Already announce policies will reduce the country's fiscal deficit to 11 percent in 2018, down from 14 percent in 2017
Bahrain must take steps to slash its state budget deficit and bolster its currency, according to the head of an IMF mission to Bahrain.
Speaking after the mission and consultations with Bahraini authorities, Bikas Joshi noted that the government’s previously announced fiscal policies would reduce the country’s fiscal deficit to 11 percent of GDP, compared to 14 percent in 2017 and 18 percent in 2016.
Overall, the IMF projects growth of 3.2 percent in 2018, strengthened by a recovery in oil production, a continuation of a GCC-funded projects and rising refinery and aluminium production capacity.

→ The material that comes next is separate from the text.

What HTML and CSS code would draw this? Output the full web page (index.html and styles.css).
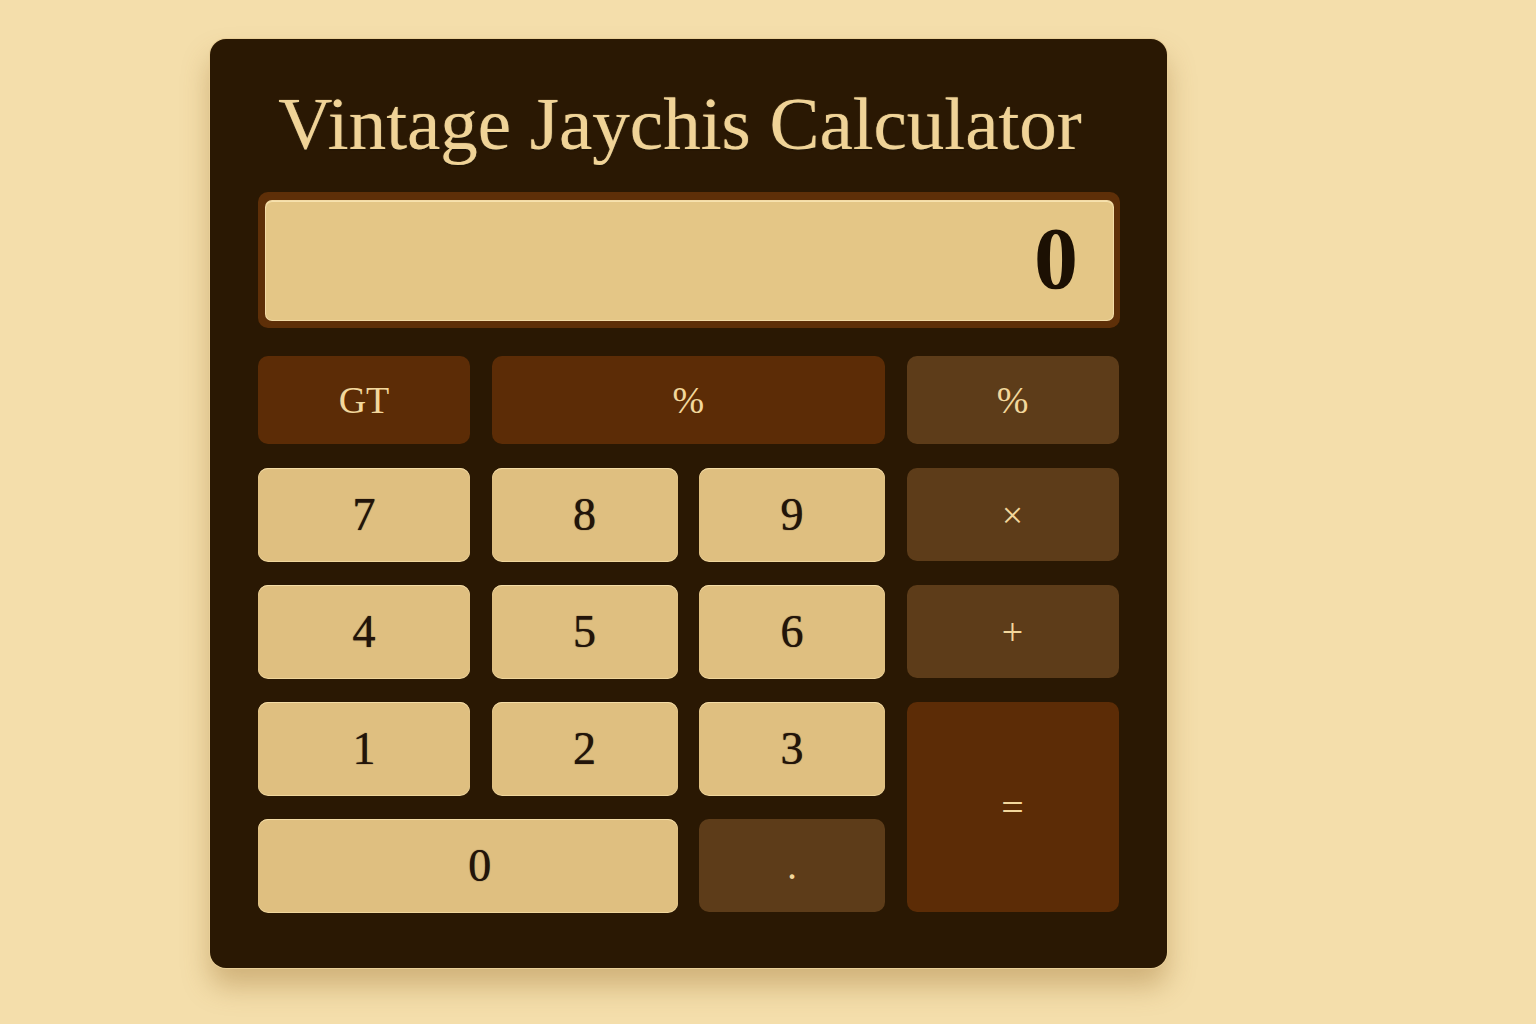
FILE: index.html
```html
<!DOCTYPE html>
<html lang="en">
<head>
<meta charset="utf-8">
<title>Vintage Jaychis Calculator</title>
<link rel="stylesheet" href="styles.css">
</head>
<body>
<main class="calc">
  <h1 class="title">Vintage Jaychis Calculator</h1>
  <div class="display">
    <div class="screen">0</div>
  </div>
  <div class="keys">
    <button class="key rust">GT</button>
    <button class="key rust span2">%</button>
    <button class="key brown">%</button>
    <button class="key light">7</button>
    <button class="key light">8</button>
    <button class="key light">9</button>
    <button class="key brown">×</button>
    <button class="key light">4</button>
    <button class="key light">5</button>
    <button class="key light">6</button>
    <button class="key brown">+</button>
    <button class="key light">1</button>
    <button class="key light">2</button>
    <button class="key light">3</button>
    <button class="key rust tall">=</button>
    <button class="key light span2 zero">0</button>
    <button class="key brown dot">.</button>
  </div>
</main>
</body>
</html>
```
FILE: styles.css
```css
html, body {
  margin: 0;
  padding: 0;
}
body {
  background: #f4deab;
  width: 1536px;
  height: 1024px;
  overflow: hidden;
  font-family: "Liberation Serif", "Times New Roman", serif;
}
.calc {
  box-sizing: border-box;
  margin: 39px 0 0 210px;
  width: 957px;
  height: 929px;
  background: #2a1803;
  border-radius: 16px;
  padding: 47px 47px 0 48px;
  box-shadow: 0 0 0 1px #e9cf98, 0 18px 28px rgba(140, 95, 30, 0.35);
}
.title {
  margin: 0 0 30px 0;
  font-weight: normal;
  font-size: 75px;
  line-height: 76px;
  text-align: center;
  color: #f0d397;
  padding-right: 18px;
  text-shadow: 0 1px 1px rgba(0, 0, 0, 0.6), 0 0 1px #f0d397;
}
.display {
  box-sizing: border-box;
  height: 136px;
  background: #5e2f08;
  border-radius: 10px;
  padding: 9px 7px 8px 8px;
}
.screen {
  box-sizing: border-box;
  height: 100%;
  background: #e4c686;
  border-radius: 6px;
  box-shadow: inset 0 1px 0 #f7e2ae, 0 0 0 1px #f3dba6;
  display: flex;
  align-items: center;
  justify-content: flex-end;
  padding: 0 35px 4px 0;
  font-size: 88px;
  font-weight: bold;
  color: #1c1003;
}
.keys {
  margin-top: 28px;
  display: grid;
  grid-template-columns: 212px 186px 186px 212px;
  grid-template-rows: 88px 93px 93px 93px 93px;
  column-gap: 21.5px;
  row-gap: 24px;
}
.key {
  border: none;
  border-radius: 10px;
  font-family: "Liberation Serif", "Times New Roman", serif;
  font-size: 44px;
  display: flex;
  align-items: center;
  justify-content: center;
  padding: 0;
  cursor: pointer;
}
.light {
  background: #dfbf80;
  color: #22140a;
  box-shadow: inset 0 1px 0 #f4dca6, 0 1px 0 #f0d69c;
  font-size: 46px;
  text-shadow: 0 0 1px #22140a;
}
.rust {
  background: #5c2c06;
  color: #f2d79c;
  font-size: 38px;
}
.brown {
  background: #5d3c19;
  color: #f2d79c;
  font-size: 38px;
}
.span2 {
  grid-column: span 2;
}
.zero {
  padding-left: 24px;
}
.tall {
  grid-row: span 2;
  font-size: 40px;
}
.dot {
  font-size: 40px;
}
```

“Over the medium term, the deficit is projected to remain sizeable, with a rising interest bill as public debt continues to increase,” he said. “Without further measures, non-oil revenue is expected to stagnate and growth to slow.”
Joshi added that “a credibly large fiscal adjustment is a priority.”
“Such a plan should comprise revenue and expenditure measures, while protecting the most vulnerable,” he said. “The implementation of value-added tax, as planned, would be important.”
Other possible measures advocated by Joshi include targeting subsidies and addressing the large wage bill, as well as reforms to strengthen fiscal framework such as by operationalising the debt management office.
“Continued efforts to strengthen the regulation and supervision of the financial sector would bolster the system,” Joshi noted. ‘Fiscal consolidation would support the peg to the US dollar, which continues to provide a clear and credible policy anchor.”
Structural reforms, he added, “remain key to supporting growth and diversification.”